Decentralized Instruction Tuning: Conflict-Aware Splitting and Weight Merging
Abstract
Instruction tuning aligns large (multimodal) language models with diverse user intents, but scaling to heterogeneous mixtures is hindered by (i) gradient interference that causes negative transfer and stiff high-curvature dynamics, and (ii) bandwidth-heavy synchronization that is often impractical on fragmented compute. We propose MERIT, a decentralized, merge-ready pipeline that splits mixtures before fine-tuning. Starting from a merge-ready initialization, MERIT estimates dataset-level gradients, builds a cosine-similarity conflict matrix, applies PCA to extract dominant conflict axes, and partitions datasets accordingly. Each partition is fine-tuned independently with no inter-partition communication, and merged once via one-shot token-weighted averaging.

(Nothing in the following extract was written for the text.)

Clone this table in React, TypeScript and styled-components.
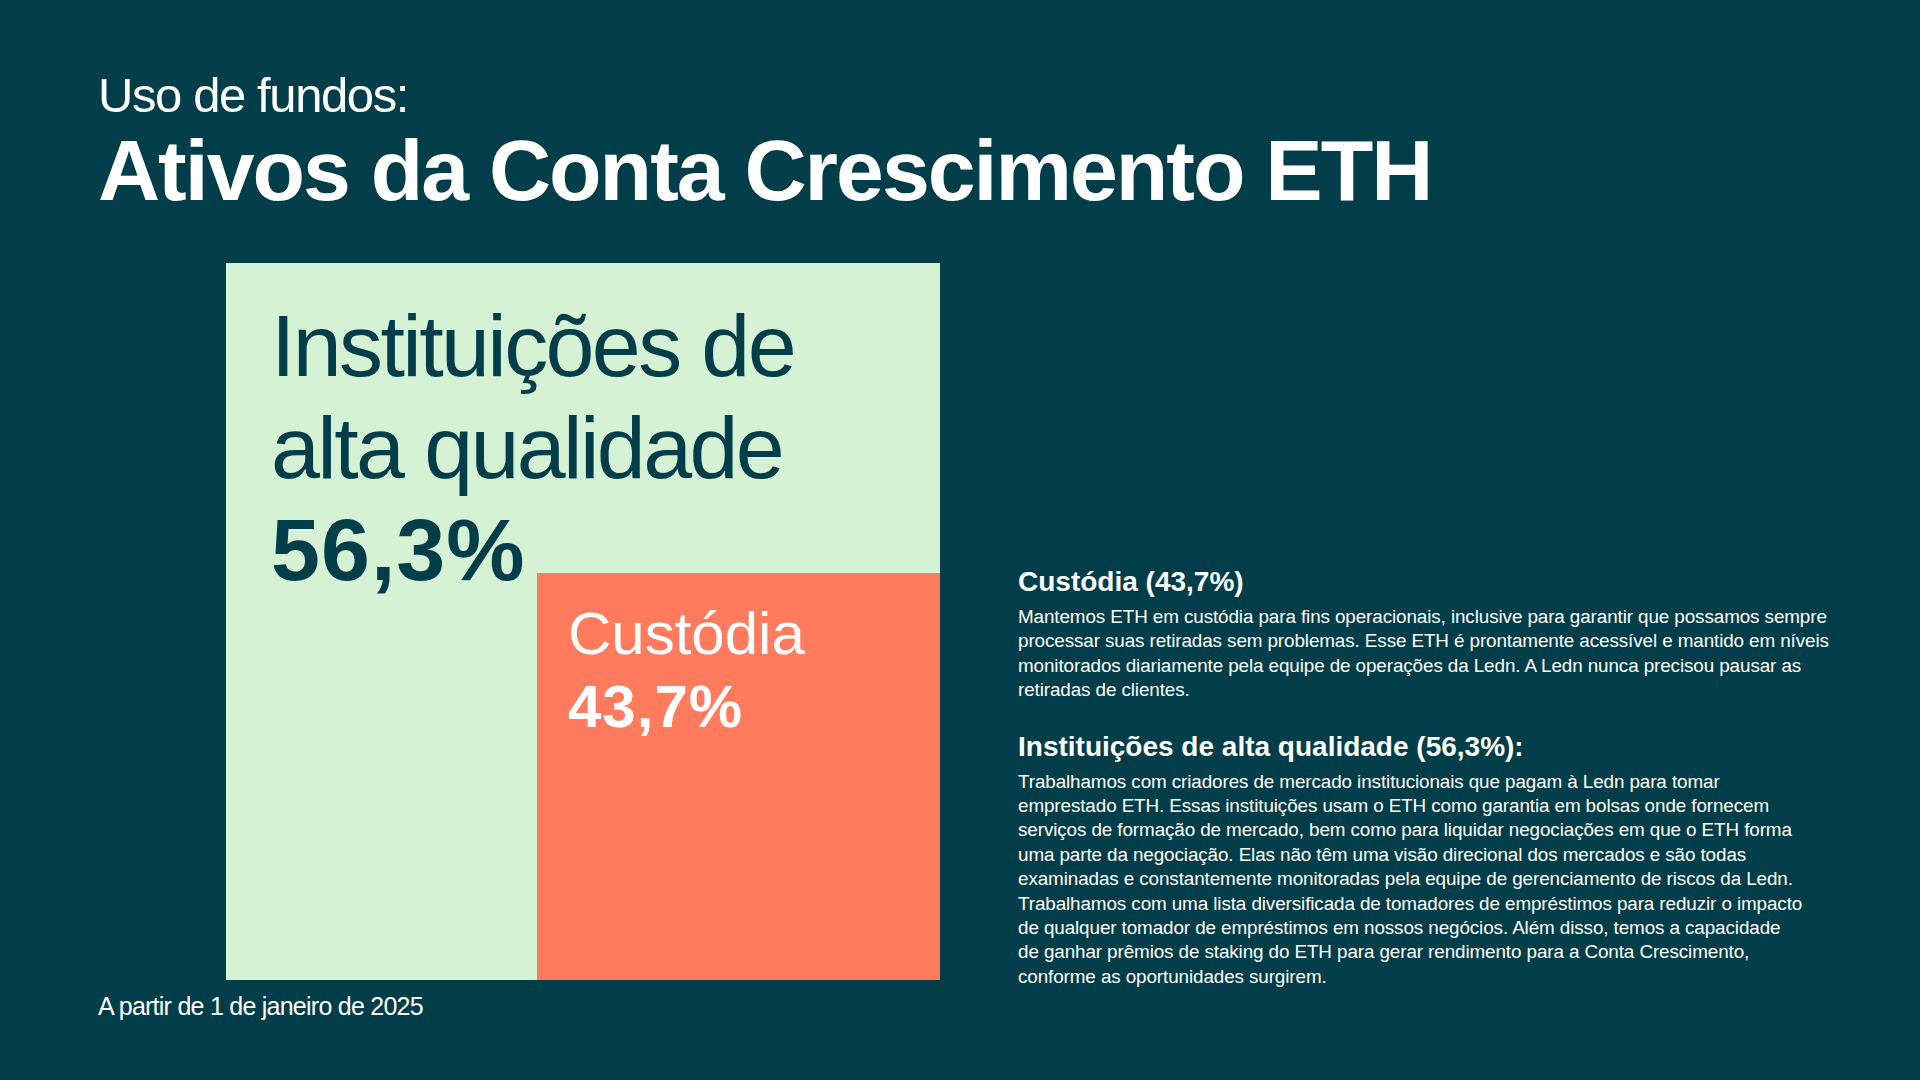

A local quadratic flat-basin analysis shows that merging acts as a curvature-weighted spectral filter, and that PCA-aligned splitting amplifies cancellation of high-curvature disagreement components. On Qwen2.5-VL-3B fine-tuned on 136 Vision-FLAN tasks, MERIT improves the overall benchmark average from 54.7 (centralized joint training) to 57.0 while enabling communication-free parallel fine-tuning. We further validate MERIT at 7B scale on a 1.6M-example mixture and on text-only instruction mixtures.